Furthermore, it was argued, the Greeks fought for their
freedom. The citizen soldiers who formed the hoplites were fighting for their
polis, their city state, while the Persians were enslaved, fighting,
(unenthusiastically, it is implied) for their king who embodied their state. So
the Greeks won because they fought for freedom and sought a decisive knockout
blow.
Now, I’m sure you can imagine that there are various holes
in these arguments. The extent to which the Greeks were free, as opposed to the
Persians can, in fact, be disputed. Further, the extent to which the Greeks
could differentiate themselves from Persians, at least those in Asia Minor, is
also problematic, although that fact may well have caused a more self-conscious
differentiation. There is also the awkward fact that some Greek cities allied
themselves with the Persians, and, also, that those darned easterners also,
from time to time, sought their own decisive battles.

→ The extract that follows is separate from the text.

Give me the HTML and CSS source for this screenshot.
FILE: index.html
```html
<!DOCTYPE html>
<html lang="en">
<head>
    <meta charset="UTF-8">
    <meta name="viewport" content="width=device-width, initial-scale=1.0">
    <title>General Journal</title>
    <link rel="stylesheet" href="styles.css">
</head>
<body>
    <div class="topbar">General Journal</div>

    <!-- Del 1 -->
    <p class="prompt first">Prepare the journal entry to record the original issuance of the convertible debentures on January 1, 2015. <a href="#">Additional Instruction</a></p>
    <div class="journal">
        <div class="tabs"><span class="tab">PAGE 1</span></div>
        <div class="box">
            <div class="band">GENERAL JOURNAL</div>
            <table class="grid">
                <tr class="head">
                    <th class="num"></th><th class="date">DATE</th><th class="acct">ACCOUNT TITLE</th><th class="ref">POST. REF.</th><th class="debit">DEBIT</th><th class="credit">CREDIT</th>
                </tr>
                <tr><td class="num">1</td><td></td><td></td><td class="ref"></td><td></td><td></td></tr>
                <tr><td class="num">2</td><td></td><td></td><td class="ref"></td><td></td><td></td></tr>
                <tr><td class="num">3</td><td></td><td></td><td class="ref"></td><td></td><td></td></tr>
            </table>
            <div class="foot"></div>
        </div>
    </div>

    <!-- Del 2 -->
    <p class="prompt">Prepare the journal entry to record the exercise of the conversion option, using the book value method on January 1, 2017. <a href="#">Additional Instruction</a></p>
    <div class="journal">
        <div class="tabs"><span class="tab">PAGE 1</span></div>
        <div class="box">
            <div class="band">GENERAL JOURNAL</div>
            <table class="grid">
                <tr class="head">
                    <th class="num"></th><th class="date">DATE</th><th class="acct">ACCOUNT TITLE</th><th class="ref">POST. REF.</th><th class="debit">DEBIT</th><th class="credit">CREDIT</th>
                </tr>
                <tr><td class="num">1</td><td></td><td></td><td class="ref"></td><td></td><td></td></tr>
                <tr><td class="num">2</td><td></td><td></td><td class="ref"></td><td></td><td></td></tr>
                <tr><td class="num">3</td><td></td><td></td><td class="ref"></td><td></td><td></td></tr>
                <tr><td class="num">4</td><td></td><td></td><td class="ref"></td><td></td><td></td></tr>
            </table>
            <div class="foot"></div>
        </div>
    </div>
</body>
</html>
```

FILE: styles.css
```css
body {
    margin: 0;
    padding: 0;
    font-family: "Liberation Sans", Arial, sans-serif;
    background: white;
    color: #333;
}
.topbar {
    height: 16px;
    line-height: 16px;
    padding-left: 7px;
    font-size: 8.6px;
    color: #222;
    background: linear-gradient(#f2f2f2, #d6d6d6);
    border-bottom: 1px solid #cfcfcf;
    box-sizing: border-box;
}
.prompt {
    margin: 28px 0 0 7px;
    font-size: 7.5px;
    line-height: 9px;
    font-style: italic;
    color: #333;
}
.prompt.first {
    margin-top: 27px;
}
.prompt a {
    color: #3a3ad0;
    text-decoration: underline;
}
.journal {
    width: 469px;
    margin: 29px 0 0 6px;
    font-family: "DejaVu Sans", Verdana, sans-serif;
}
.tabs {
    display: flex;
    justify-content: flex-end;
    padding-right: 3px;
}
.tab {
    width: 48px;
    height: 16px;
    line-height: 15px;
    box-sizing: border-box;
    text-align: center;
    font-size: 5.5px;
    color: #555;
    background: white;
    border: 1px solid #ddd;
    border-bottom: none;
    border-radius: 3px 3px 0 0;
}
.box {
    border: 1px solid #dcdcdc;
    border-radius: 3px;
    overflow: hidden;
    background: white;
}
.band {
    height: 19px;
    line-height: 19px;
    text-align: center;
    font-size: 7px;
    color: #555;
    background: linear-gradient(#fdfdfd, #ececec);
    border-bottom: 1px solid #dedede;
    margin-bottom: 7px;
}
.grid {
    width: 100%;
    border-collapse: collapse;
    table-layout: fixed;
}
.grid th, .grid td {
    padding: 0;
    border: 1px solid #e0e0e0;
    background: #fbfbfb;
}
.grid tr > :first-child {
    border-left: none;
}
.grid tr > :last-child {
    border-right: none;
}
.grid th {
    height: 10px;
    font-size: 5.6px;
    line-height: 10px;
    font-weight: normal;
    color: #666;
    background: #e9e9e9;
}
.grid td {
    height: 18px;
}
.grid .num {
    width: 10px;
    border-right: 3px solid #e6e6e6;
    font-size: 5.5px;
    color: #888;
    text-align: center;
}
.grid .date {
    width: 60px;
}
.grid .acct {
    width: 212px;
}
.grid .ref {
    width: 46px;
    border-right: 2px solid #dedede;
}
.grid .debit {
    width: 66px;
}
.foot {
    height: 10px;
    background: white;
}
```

This last fact is used only to underline the inconsistency
of the east’s response to the west. Oddly, it never seems to have occurred to
those who promote this viewpoint that it counted against their overall thesis.
The main problem with the western way of war approach,
however, seems to me to be the fact that it can be refuted in detail. For
example, the Persian strategy after Salamis seems to have been one of hesitancy
and defeatism. Xerxes went home, leaving a force in northern Greece. Hopeless
inconsistency, we think showing a complete lack of commitment to the cause of
conquering all of Greece.
Other options do exist, however. Greece was a bit of a
sideshow to the Persians. Xerxes had a whole rest of an empire to rule, and
could not spend all that time in the far west. Just because the Greek historians
make a big thing of it, it does not mean that, to Persia, they were that
important.
Secondly, it seems like that the Persian manoeuvers before
Plataea were designed to ensure the Greek alliance (specifically the Spartans
and Athenians) collapsed. One or the other would then go over to the Persians
and the one left would be toast. Herodotus documents how closely this, in fact,
came to pass.
Thirdly, the express intention of Xerxes (at least,
according to Herodotus) was to punish the Athenians for Marathon – all that
having a servant whisper ‘remember Athens’ into his ear at mealtimes and so on.
Having razed the city to the ground he could, quite legitimately, declare ‘job
done’ and go and do important things elsewhere.
The problem with the idea of the Greek ‘western way of war’
is that it is a nice, simple idea which people can readily grasp, and which,
rather more scarily, can be applied to other wars and even modern military
geo-politics. We still here echoes of it today, in the ideas of fighting for
freedom (usually dressed up in terms of democracy) and even the idea that the
west wins wars, but then struggles with insurgency because these easterners
will not stand up and be beaten like proper armies.
Finally, the whole idea ignores the problem of contingency
in warfare. The sort of thing I mean is that ‘this army lost because this
general was killed at this point’. There is an idea around that warfare pits
state against state and the strongest wins, in a form of international
neo-Darwinism.
In a sense, that argument is provably true: Paul Kennedy’s ‘The
Rise and Fall of the Great Powers’ documents this extensively, especially for
the alliance warfare of the eighteenth to the twentieth century. The side with
the last dollar wins.
Even so, the problem is that the idea does not work with
smaller scale wars. A war between Greek city states, for example, does not go
to the side with the most gold. Small scale warfare has a much higher
contingency factor. What might be acceptable across an alliance is not so in a
small polis. Chance, or the intervention of the gods, has a much higher role to
play here.
So the western way of war is an interesting idea, but it
cannot really be supported by the facts and, to be slightly unfair to it, it is
a dangerous idea for us to apply to the twenty-first century.